Direction: Copy all of the material word for word, except for the pictures.

::::::::::

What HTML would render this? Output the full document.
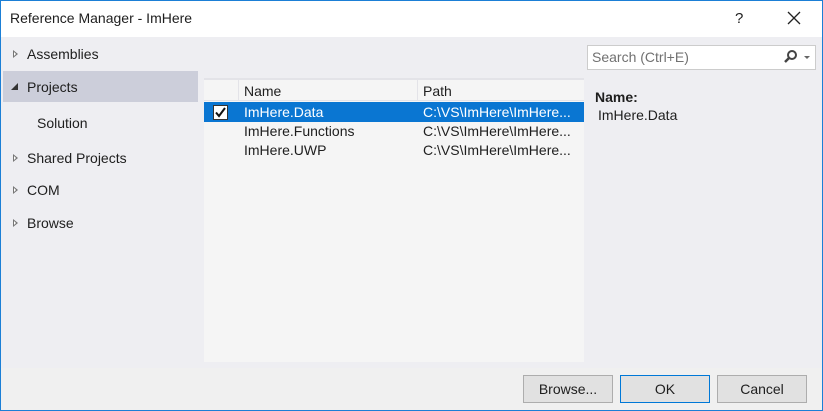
<!DOCTYPE html><html><head><style>
*{margin:0;padding:0;box-sizing:border-box}
body{width:823px;height:411px;overflow:hidden;font-family:"Liberation Sans",sans-serif;font-size:14px;color:#1e1e1e;background:#fff}
.win{position:absolute;left:0;top:0;width:823px;height:411px;background:#eeeef2}
.bd{position:absolute;left:0;top:0;width:823px;height:411px;border:1px solid #1b7fd6;pointer-events:none}
.t{position:absolute;white-space:nowrap}
.tb{position:absolute;left:0;top:0;width:823px;height:37px;background:#fff}
.tri{position:absolute;width:0;height:0;border-top:4px solid transparent;border-bottom:4px solid transparent;border-left:5px solid #777}
.tri::after{content:"";position:absolute;left:-4px;top:-2px;border-top:2px solid transparent;border-bottom:2px solid transparent;border-left:2px solid #fff}
.btn{position:absolute;top:375px;width:90px;height:28px;background:#e1e1e1;border:1px solid #adadad;text-align:center;line-height:26px}
</style></head><body><div class="win">
<div class="tb"></div>
<div class="t" style="left:10px;top:10px">Reference Manager - ImHere</div>
<div class="t" style="left:735px;top:10px;font-size:15px">?</div>
<svg style="position:absolute;left:787px;top:11px" width="14" height="14"><path d="M1 1L13 13M13 1L1 13" stroke="#222" stroke-width="1.3"/></svg>
<div style="position:absolute;left:3px;top:71px;width:195px;height:31px;background:#ccceda"></div>
<div class="tri" style="left:13px;top:50px"></div>
<div class="t" style="left:27px;top:46px">Assemblies</div>
<svg style="position:absolute;left:10px;top:82px" width="9" height="9"><path d="M1 8L8 8L8 1Z" fill="#333"/></svg>
<div class="t" style="left:27px;top:79px">Projects</div>
<div class="t" style="left:37px;top:115px">Solution</div>
<div class="tri" style="left:13px;top:154px"></div>
<div class="t" style="left:27px;top:150px">Shared Projects</div>
<div class="tri" style="left:13px;top:186px"></div>
<div class="t" style="left:27px;top:182px">COM</div>
<div class="tri" style="left:13px;top:219px"></div>
<div class="t" style="left:27px;top:215px">Browse</div>
<div style="position:absolute;left:204px;top:78px;width:380px;height:284px;background:#f5f5f5"></div>
<div style="position:absolute;left:204px;top:78px;width:380px;height:2px;background:#e3e3e8"></div>
<div style="position:absolute;left:204px;top:100px;width:380px;height:1px;background:#e3e3e8"></div>
<div style="position:absolute;left:238px;top:80px;width:1px;height:21px;background:#e3e3e8"></div>
<div style="position:absolute;left:417px;top:80px;width:1px;height:21px;background:#e3e3e8"></div>
<div class="t" style="left:244px;top:83px">Name</div>
<div class="t" style="left:423px;top:83px">Path</div>
<div style="position:absolute;left:204px;top:102px;width:380px;height:20px;background:#0a76d2"></div>
<div style="position:absolute;left:213px;top:105px;width:15px;height:15px;background:#fff;border:1px solid #333"></div>
<svg style="position:absolute;left:213px;top:105px" width="15" height="15"><path d="M3 7.5L6 11L12 3" stroke="#111" stroke-width="2" fill="none"/></svg>
<div class="t" style="left:244px;top:104px;color:#fff">ImHere.Data</div>
<div class="t" style="left:423px;top:104px;color:#fff">C:\VS\ImHere\ImHere...</div>
<div class="t" style="left:244px;top:123px">ImHere.Functions</div>
<div class="t" style="left:423px;top:123px">C:\VS\ImHere\ImHere...</div>
<div class="t" style="left:244px;top:142px">ImHere.UWP</div>
<div class="t" style="left:423px;top:142px">C:\VS\ImHere\ImHere...</div>
<div style="position:absolute;left:587px;top:45px;width:229px;height:25px;background:#fff;border:1px solid #ccc"></div>
<div class="t" style="left:592px;top:49px;color:#717171">Search (Ctrl+E)</div>
<svg style="position:absolute;left:783px;top:49px" width="30" height="16"><circle cx="9" cy="6" r="4" stroke="#444" stroke-width="2" fill="none"/><path d="M6 9L2 13" stroke="#444" stroke-width="2.5"/><path d="M21 7L27 7L24 10Z" fill="#666"/></svg>
<div class="t" style="left:595px;top:89px;font-weight:bold">Name:</div>
<div class="t" style="left:598px;top:107px">ImHere.Data</div>
<div style="position:absolute;left:0;top:368px;width:823px;height:43px;background:#f0f0f0"></div>
<div class="btn" style="left:523px">Browse...</div>
<div class="btn" style="left:620px;border-color:#0078d7">OK</div>
<div class="btn" style="left:717px">Cancel</div>
<div class="bd"></div>
</div></body></html>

::::::::::

Complete output:
What HTML would render this? Output the full document.
<!DOCTYPE html><html><head><style>
*{margin:0;padding:0;box-sizing:border-box}
body{width:823px;height:411px;overflow:hidden;font-family:"Liberation Sans",sans-serif;font-size:14px;color:#1e1e1e;background:#fff}
.win{position:absolute;left:0;top:0;width:823px;height:411px;background:#eeeef2}
.bd{position:absolute;left:0;top:0;width:823px;height:411px;border:1px solid #1b7fd6;pointer-events:none}
.t{position:absolute;white-space:nowrap}
.tb{position:absolute;left:0;top:0;width:823px;height:37px;background:#fff}
.tri{position:absolute;width:0;height:0;border-top:4px solid transparent;border-bottom:4px solid transparent;border-left:5px solid #777}
.tri::after{content:"";position:absolute;left:-4px;top:-2px;border-top:2px solid transparent;border-bottom:2px solid transparent;border-left:2px solid #fff}
.btn{position:absolute;top:375px;width:90px;height:28px;background:#e1e1e1;border:1px solid #adadad;text-align:center;line-height:26px}
</style></head><body><div class="win">
<div class="tb"></div>
<div class="t" style="left:10px;top:10px">Reference Manager - ImHere</div>
<div class="t" style="left:735px;top:10px;font-size:15px">?</div>
<svg style="position:absolute;left:787px;top:11px" width="14" height="14"><path d="M1 1L13 13M13 1L1 13" stroke="#222" stroke-width="1.3"/></svg>
<div style="position:absolute;left:3px;top:71px;width:195px;height:31px;background:#ccceda"></div>
<div class="tri" style="left:13px;top:50px"></div>
<div class="t" style="left:27px;top:46px">Assemblies</div>
<svg style="position:absolute;left:10px;top:82px" width="9" height="9"><path d="M1 8L8 8L8 1Z" fill="#333"/></svg>
<div class="t" style="left:27px;top:79px">Projects</div>
<div class="t" style="left:37px;top:115px">Solution</div>
<div class="tri" style="left:13px;top:154px"></div>
<div class="t" style="left:27px;top:150px">Shared Projects</div>
<div class="tri" style="left:13px;top:186px"></div>
<div class="t" style="left:27px;top:182px">COM</div>
<div class="tri" style="left:13px;top:219px"></div>
<div class="t" style="left:27px;top:215px">Browse</div>
<div style="position:absolute;left:204px;top:78px;width:380px;height:284px;background:#f5f5f5"></div>
<div style="position:absolute;left:204px;top:78px;width:380px;height:2px;background:#e3e3e8"></div>
<div style="position:absolute;left:204px;top:100px;width:380px;height:1px;background:#e3e3e8"></div>
<div style="position:absolute;left:238px;top:80px;width:1px;height:21px;background:#e3e3e8"></div>
<div style="position:absolute;left:417px;top:80px;width:1px;height:21px;background:#e3e3e8"></div>
<div class="t" style="left:244px;top:83px">Name</div>
<div class="t" style="left:423px;top:83px">Path</div>
<div style="position:absolute;left:204px;top:102px;width:380px;height:20px;background:#0a76d2"></div>
<div style="position:absolute;left:213px;top:105px;width:15px;height:15px;background:#fff;border:1px solid #333"></div>
<svg style="position:absolute;left:213px;top:105px" width="15" height="15"><path d="M3 7.5L6 11L12 3" stroke="#111" stroke-width="2" fill="none"/></svg>
<div class="t" style="left:244px;top:104px;color:#fff">ImHere.Data</div>
<div class="t" style="left:423px;top:104px;color:#fff">C:\VS\ImHere\ImHere...</div>
<div class="t" style="left:244px;top:123px">ImHere.Functions</div>
<div class="t" style="left:423px;top:123px">C:\VS\ImHere\ImHere...</div>
<div class="t" style="left:244px;top:142px">ImHere.UWP</div>
<div class="t" style="left:423px;top:142px">C:\VS\ImHere\ImHere...</div>
<div style="position:absolute;left:587px;top:45px;width:229px;height:25px;background:#fff;border:1px solid #ccc"></div>
<div class="t" style="left:592px;top:49px;color:#717171">Search (Ctrl+E)</div>
<svg style="position:absolute;left:783px;top:49px" width="30" height="16"><circle cx="9" cy="6" r="4" stroke="#444" stroke-width="2" fill="none"/><path d="M6 9L2 13" stroke="#444" stroke-width="2.5"/><path d="M21 7L27 7L24 10Z" fill="#666"/></svg>
<div class="t" style="left:595px;top:89px;font-weight:bold">Name:</div>
<div class="t" style="left:598px;top:107px">ImHere.Data</div>
<div style="position:absolute;left:0;top:368px;width:823px;height:43px;background:#f0f0f0"></div>
<div class="btn" style="left:523px">Browse...</div>
<div class="btn" style="left:620px;border-color:#0078d7">OK</div>
<div class="btn" style="left:717px">Cancel</div>
<div class="bd"></div>
</div></body></html>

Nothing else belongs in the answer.